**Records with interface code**

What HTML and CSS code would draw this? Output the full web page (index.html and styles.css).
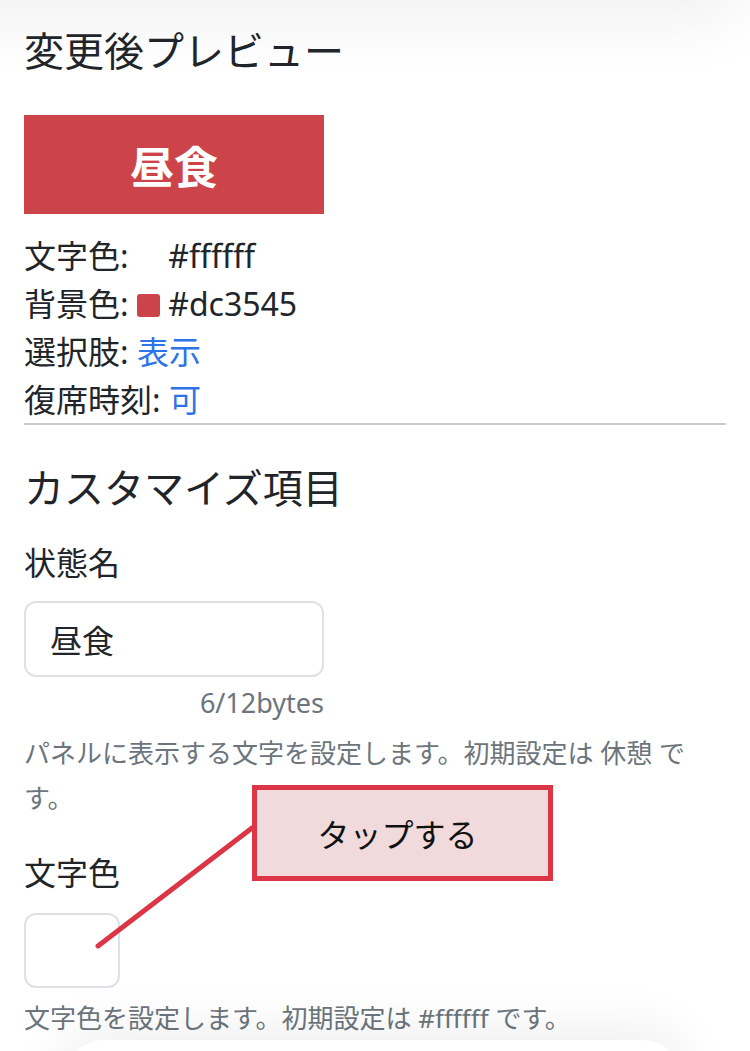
FILE: index.html
```html
<!DOCTYPE html>
<html lang="ja">
<head>
<meta charset="utf-8">
<title>変更後プレビュー</title>
<link rel="stylesheet" href="styles.css">
</head>
<body>
<div class="top-shade"></div>
<main class="page">
  <section class="preview">
    <h2 class="title">変更後プレビュー</h2>
    <div class="panel">昼食</div>
    <ul class="info">
      <li>文字色: <span class="swatch swatch-white"></span> #ffffff</li>
      <li>背景色: <span class="swatch swatch-red"></span> #dc3545</li>
      <li>選択肢: <span class="link">表示</span></li>
      <li>復席時刻: <span class="link">可</span></li>
    </ul>
  </section>
  <hr class="divider">
  <section class="custom">
    <h2 class="title title-custom">カスタマイズ項目</h2>
    <div class="field">
      <label class="label">状態名</label>
      <div class="input-wrap">
        <input class="text-input" type="text" value="昼食">
        <div class="counter">6/12bytes</div>
      </div>
      <p class="help">パネルに表示する文字を設定します。初期設定は 休憩 です。</p>
    </div>
    <div class="field field-color">
      <label class="label">文字色</label>
      <div class="color-box"></div>
      <p class="help help-last">文字色を設定します。初期設定は #ffffff です。</p>
    </div>
  </section>
</main>
<div class="bottom-card"></div>
<svg class="callout-line" width="750" height="1051" viewBox="0 0 750 1051">
  <line x1="98" y1="946" x2="252" y2="828" stroke="#dc3545" stroke-width="5" stroke-linecap="round"/>
</svg>
<div class="callout">タップする</div>
</body>
</html>
```

FILE: styles.css
```css
html, body {
  margin: 0;
  padding: 0;
  background: #ffffff;
}
body {
  position: relative;
  width: 750px;
  height: 1051px;
  overflow: hidden;
  font-family: "Noto Sans", "Noto Sans CJK JP", sans-serif;
  color: #212529;
}
.top-shade {
  position: absolute;
  top: -70px;
  left: -60px;
  right: 20px;
  height: 70px;
  border-radius: 60px;
  background: #f2f2f2;
  box-shadow: 0 10px 60px 20px rgba(0, 0, 0, 0.05);
}
.page {
  position: relative;
  padding: 27px 24px 0;
}
.title {
  margin: 0;
  font-size: 40px;
  line-height: 48px;
  font-weight: 400;
}
.panel {
  margin-top: 40px;
  width: 300px;
  height: 99px;
  background: #cc444a;
  color: #ffffff;
  font-size: 44px;
  font-weight: 700;
  display: flex;
  align-items: center;
  justify-content: center;
}
.info {
  list-style: none;
  margin: 18px 0 0;
  padding: 0;
  font-size: 32px;
  line-height: 48px;
}
.swatch {
  display: inline-block;
  width: 23px;
  height: 23px;
  border-radius: 3px;
  vertical-align: -1px;
}
.swatch-white {
  background: #ffffff;
}
.swatch-red {
  background: #cc444a;
}
.link {
  color: #2d74e8;
}
.divider {
  margin: -1px 0 0;
  border: 0;
  height: 2px;
  background: #cccccc;
}
.title-custom {
  margin-top: 39px;
}
.field {
  margin-top: 27px;
}
.label {
  display: block;
  font-size: 32px;
  line-height: 48px;
}
.input-wrap {
  margin-top: 14px;
  width: 300px;
}
.text-input {
  box-sizing: border-box;
  display: block;
  width: 300px;
  height: 76px;
  padding: 0 24px;
  border: 2px solid #dee2e6;
  border-radius: 12px;
  background: #ffffff;
  font-family: "Noto Sans", "Noto Sans CJK JP", sans-serif;
  font-size: 32px;
  color: #212529;
  outline: none;
}
.counter {
  margin-top: 5px;
  text-align: right;
  font-size: 27px;
  line-height: 42px;
  color: #6c757d;
}
.help {
  margin: 7px 0 0;
  font-size: 26px;
  line-height: 45px;
  color: #6c757d;
}
.field-color {
  margin-top: 28px;
}
.color-box {
  box-sizing: border-box;
  margin-top: 16px;
  width: 96px;
  height: 75px;
  border: 2px solid #dee2e6;
  border-radius: 12px;
  background: #ffffff;
}
.help-last {
  margin-top: 8px;
}
.bottom-card {
  position: absolute;
  left: 68px;
  right: 72px;
  top: 1040px;
  height: 120px;
  border-radius: 34px;
  background: #ffffff;
  box-shadow: 0 -6px 50px 10px rgba(0, 0, 0, 0.06);
}
.callout-line {
  position: absolute;
  top: 0;
  left: 0;
  pointer-events: none;
}
.callout {
  position: absolute;
  left: 252px;
  top: 785px;
  box-sizing: border-box;
  width: 301px;
  height: 96px;
  border: 5px solid #dc3545;
  background: #f0dadb;
  color: #111111;
  font-family: "Noto Sans CJK JP", sans-serif;
  font-size: 32px;
  display: flex;
  align-items: center;
  justify-content: center;
  padding-right: 10px;
}
```
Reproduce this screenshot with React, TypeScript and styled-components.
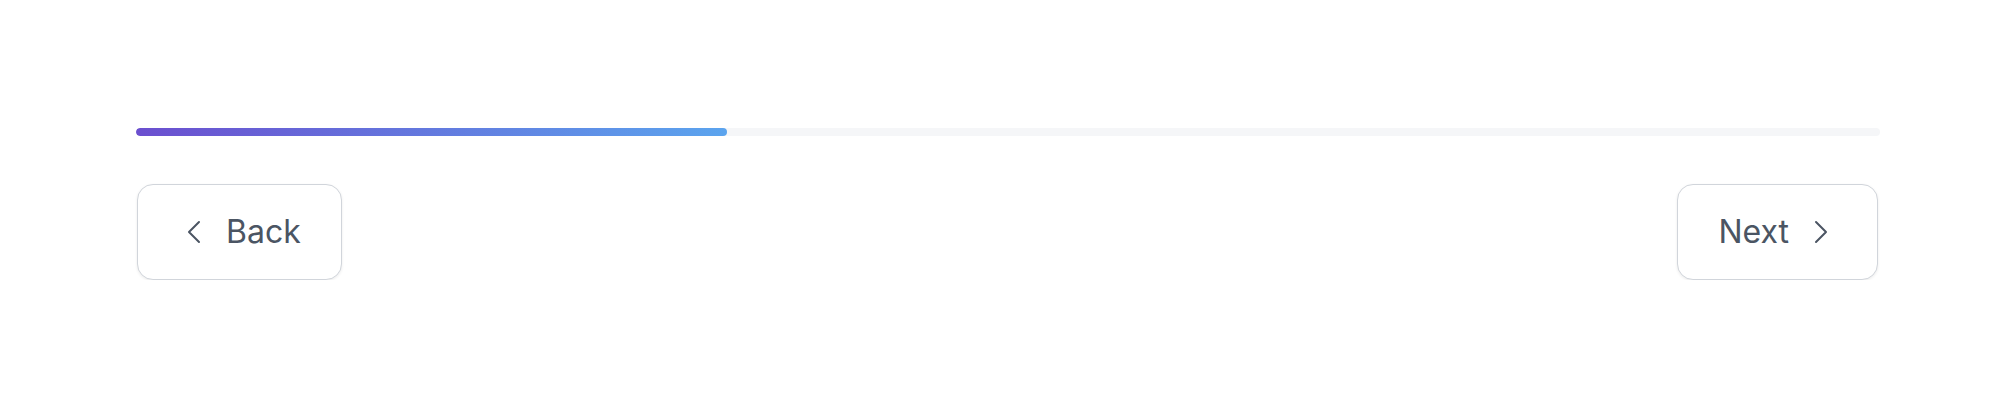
import styled, { createGlobalStyle } from "styled-components";

const GlobalStyle = createGlobalStyle`
  html, body {
    margin: 0;
    padding: 0;
    background: #ffffff;
    font-family: Inter, "Noto Sans", sans-serif;
  }
`;

const Page = styled.div`
  padding: 128px 134px 0 136px;
`;

const Track = styled.div`
  height: 8px;
  border-radius: 9999px;
  background: #f5f6f8;
  overflow: hidden;
`;

const Fill = styled.div`
  height: 100%;
  border-radius: 9999px;
  background: linear-gradient(90deg, #6b4fcf 0%, #5ba4ee 100%);
`;

const Actions = styled.div`
  display: flex;
  justify-content: space-between;
  align-items: center;
  margin: 48px 2px 0 1px;
`;

const NavButton = styled.button`
  display: inline-flex;
  align-items: center;
  gap: 16px;
  height: 96px;
  padding: 0 40px;
  border: 1px solid #d1d5db;
  border-radius: 16px;
  background: #ffffff;
  box-shadow: 0 1px 3px rgba(0, 0, 0, 0.08);
  color: #4b5563;
  font-family: Inter, "Noto Sans", sans-serif;
  font-size: 32px;
  font-weight: 400;
  line-height: 48px;
  cursor: pointer;
`;

const Chevron = ({ dir }: { dir: "left" | "right" }) => (
  <svg width="32" height="32" viewBox="0 0 24 24" fill="none" stroke="currentColor" strokeWidth={1.5}>
    <path
      strokeLinecap="round"
      strokeLinejoin="round"
      d={dir === "left" ? "M15.75 19.5 8.25 12l7.5-7.5" : "m8.25 4.5 7.5 7.5-7.5 7.5"}
    />
  </svg>
);

export default function App() {
  const progress = 33.9;
  return (
    <Page>
      <GlobalStyle />
      <Track>
        <Fill style={{ width: `${progress}%` }} />
      </Track>
      <Actions>
        <NavButton>
          <Chevron dir="left" />
          Back
        </NavButton>
        <NavButton>
          Next
          <Chevron dir="right" />
        </NavButton>
      </Actions>
    </Page>
  );
}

**STATED GOAL**
Go through the entries above and output them exactly, without pictures.

**WRITTEN ANSWER**
What HTML and CSS code would draw this? Output the full web page (index.html and styles.css).
FILE: index.html
```html
<!DOCTYPE html>
<html lang="ja">
<head>
<meta charset="utf-8">
<title>変更後プレビュー</title>
<link rel="stylesheet" href="styles.css">
</head>
<body>
<div class="top-shade"></div>
<main class="page">
  <section class="preview">
    <h2 class="title">変更後プレビュー</h2>
    <div class="panel">昼食</div>
    <ul class="info">
      <li>文字色: <span class="swatch swatch-white"></span> #ffffff</li>
      <li>背景色: <span class="swatch swatch-red"></span> #dc3545</li>
      <li>選択肢: <span class="link">表示</span></li>
      <li>復席時刻: <span class="link">可</span></li>
    </ul>
  </section>
  <hr class="divider">
  <section class="custom">
    <h2 class="title title-custom">カスタマイズ項目</h2>
    <div class="field">
      <label class="label">状態名</label>
      <div class="input-wrap">
        <input class="text-input" type="text" value="昼食">
        <div class="counter">6/12bytes</div>
      </div>
      <p class="help">パネルに表示する文字を設定します。初期設定は 休憩 です。</p>
    </div>
    <div class="field field-color">
      <label class="label">文字色</label>
      <div class="color-box"></div>
      <p class="help help-last">文字色を設定します。初期設定は #ffffff です。</p>
    </div>
  </section>
</main>
<div class="bottom-card"></div>
<svg class="callout-line" width="750" height="1051" viewBox="0 0 750 1051">
  <line x1="98" y1="946" x2="252" y2="828" stroke="#dc3545" stroke-width="5" stroke-linecap="round"/>
</svg>
<div class="callout">タップする</div>
</body>
</html>
```

FILE: styles.css
```css
html, body {
  margin: 0;
  padding: 0;
  background: #ffffff;
}
body {
  position: relative;
  width: 750px;
  height: 1051px;
  overflow: hidden;
  font-family: "Noto Sans", "Noto Sans CJK JP", sans-serif;
  color: #212529;
}
.top-shade {
  position: absolute;
  top: -70px;
  left: -60px;
  right: 20px;
  height: 70px;
  border-radius: 60px;
  background: #f2f2f2;
  box-shadow: 0 10px 60px 20px rgba(0, 0, 0, 0.05);
}
.page {
  position: relative;
  padding: 27px 24px 0;
}
.title {
  margin: 0;
  font-size: 40px;
  line-height: 48px;
  font-weight: 400;
}
.panel {
  margin-top: 40px;
  width: 300px;
  height: 99px;
  background: #cc444a;
  color: #ffffff;
  font-size: 44px;
  font-weight: 700;
  display: flex;
  align-items: center;
  justify-content: center;
}
.info {
  list-style: none;
  margin: 18px 0 0;
  padding: 0;
  font-size: 32px;
  line-height: 48px;
}
.swatch {
  display: inline-block;
  width: 23px;
  height: 23px;
  border-radius: 3px;
  vertical-align: -1px;
}
.swatch-white {
  background: #ffffff;
}
.swatch-red {
  background: #cc444a;
}
.link {
  color: #2d74e8;
}
.divider {
  margin: -1px 0 0;
  border: 0;
  height: 2px;
  background: #cccccc;
}
.title-custom {
  margin-top: 39px;
}
.field {
  margin-top: 27px;
}
.label {
  display: block;
  font-size: 32px;
  line-height: 48px;
}
.input-wrap {
  margin-top: 14px;
  width: 300px;
}
.text-input {
  box-sizing: border-box;
  display: block;
  width: 300px;
  height: 76px;
  padding: 0 24px;
  border: 2px solid #dee2e6;
  border-radius: 12px;
  background: #ffffff;
  font-family: "Noto Sans", "Noto Sans CJK JP", sans-serif;
  font-size: 32px;
  color: #212529;
  outline: none;
}
.counter {
  margin-top: 5px;
  text-align: right;
  font-size: 27px;
  line-height: 42px;
  color: #6c757d;
}
.help {
  margin: 7px 0 0;
  font-size: 26px;
  line-height: 45px;
  color: #6c757d;
}
.field-color {
  margin-top: 28px;
}
.color-box {
  box-sizing: border-box;
  margin-top: 16px;
  width: 96px;
  height: 75px;
  border: 2px solid #dee2e6;
  border-radius: 12px;
  background: #ffffff;
}
.help-last {
  margin-top: 8px;
}
.bottom-card {
  position: absolute;
  left: 68px;
  right: 72px;
  top: 1040px;
  height: 120px;
  border-radius: 34px;
  background: #ffffff;
  box-shadow: 0 -6px 50px 10px rgba(0, 0, 0, 0.06);
}
.callout-line {
  position: absolute;
  top: 0;
  left: 0;
  pointer-events: none;
}
.callout {
  position: absolute;
  left: 252px;
  top: 785px;
  box-sizing: border-box;
  width: 301px;
  height: 96px;
  border: 5px solid #dc3545;
  background: #f0dadb;
  color: #111111;
  font-family: "Noto Sans CJK JP", sans-serif;
  font-size: 32px;
  display: flex;
  align-items: center;
  justify-content: center;
  padding-right: 10px;
}
```
Reproduce this screenshot with React, TypeScript and styled-components.
import styled, { createGlobalStyle } from "styled-components";

const GlobalStyle = createGlobalStyle`
  html, body {
    margin: 0;
    padding: 0;
    background: #ffffff;
    font-family: Inter, "Noto Sans", sans-serif;
  }
`;

const Page = styled.div`
  padding: 128px 134px 0 136px;
`;

const Track = styled.div`
  height: 8px;
  border-radius: 9999px;
  background: #f5f6f8;
  overflow: hidden;
`;

const Fill = styled.div`
  height: 100%;
  border-radius: 9999px;
  background: linear-gradient(90deg, #6b4fcf 0%, #5ba4ee 100%);
`;

const Actions = styled.div`
  display: flex;
  justify-content: space-between;
  align-items: center;
  margin: 48px 2px 0 1px;
`;

const NavButton = styled.button`
  display: inline-flex;
  align-items: center;
  gap: 16px;
  height: 96px;
  padding: 0 40px;
  border: 1px solid #d1d5db;
  border-radius: 16px;
  background: #ffffff;
  box-shadow: 0 1px 3px rgba(0, 0, 0, 0.08);
  color: #4b5563;
  font-family: Inter, "Noto Sans", sans-serif;
  font-size: 32px;
  font-weight: 400;
  line-height: 48px;
  cursor: pointer;
`;

const Chevron = ({ dir }: { dir: "left" | "right" }) => (
  <svg width="32" height="32" viewBox="0 0 24 24" fill="none" stroke="currentColor" strokeWidth={1.5}>
    <path
      strokeLinecap="round"
      strokeLinejoin="round"
      d={dir === "left" ? "M15.75 19.5 8.25 12l7.5-7.5" : "m8.25 4.5 7.5 7.5-7.5 7.5"}
    />
  </svg>
);

export default function App() {
  const progress = 33.9;
  return (
    <Page>
      <GlobalStyle />
      <Track>
        <Fill style={{ width: `${progress}%` }} />
      </Track>
      <Actions>
        <NavButton>
          <Chevron dir="left" />
          Back
        </NavButton>
        <NavButton>
          Next
          <Chevron dir="right" />
        </NavButton>
      </Actions>
    </Page>
  );
}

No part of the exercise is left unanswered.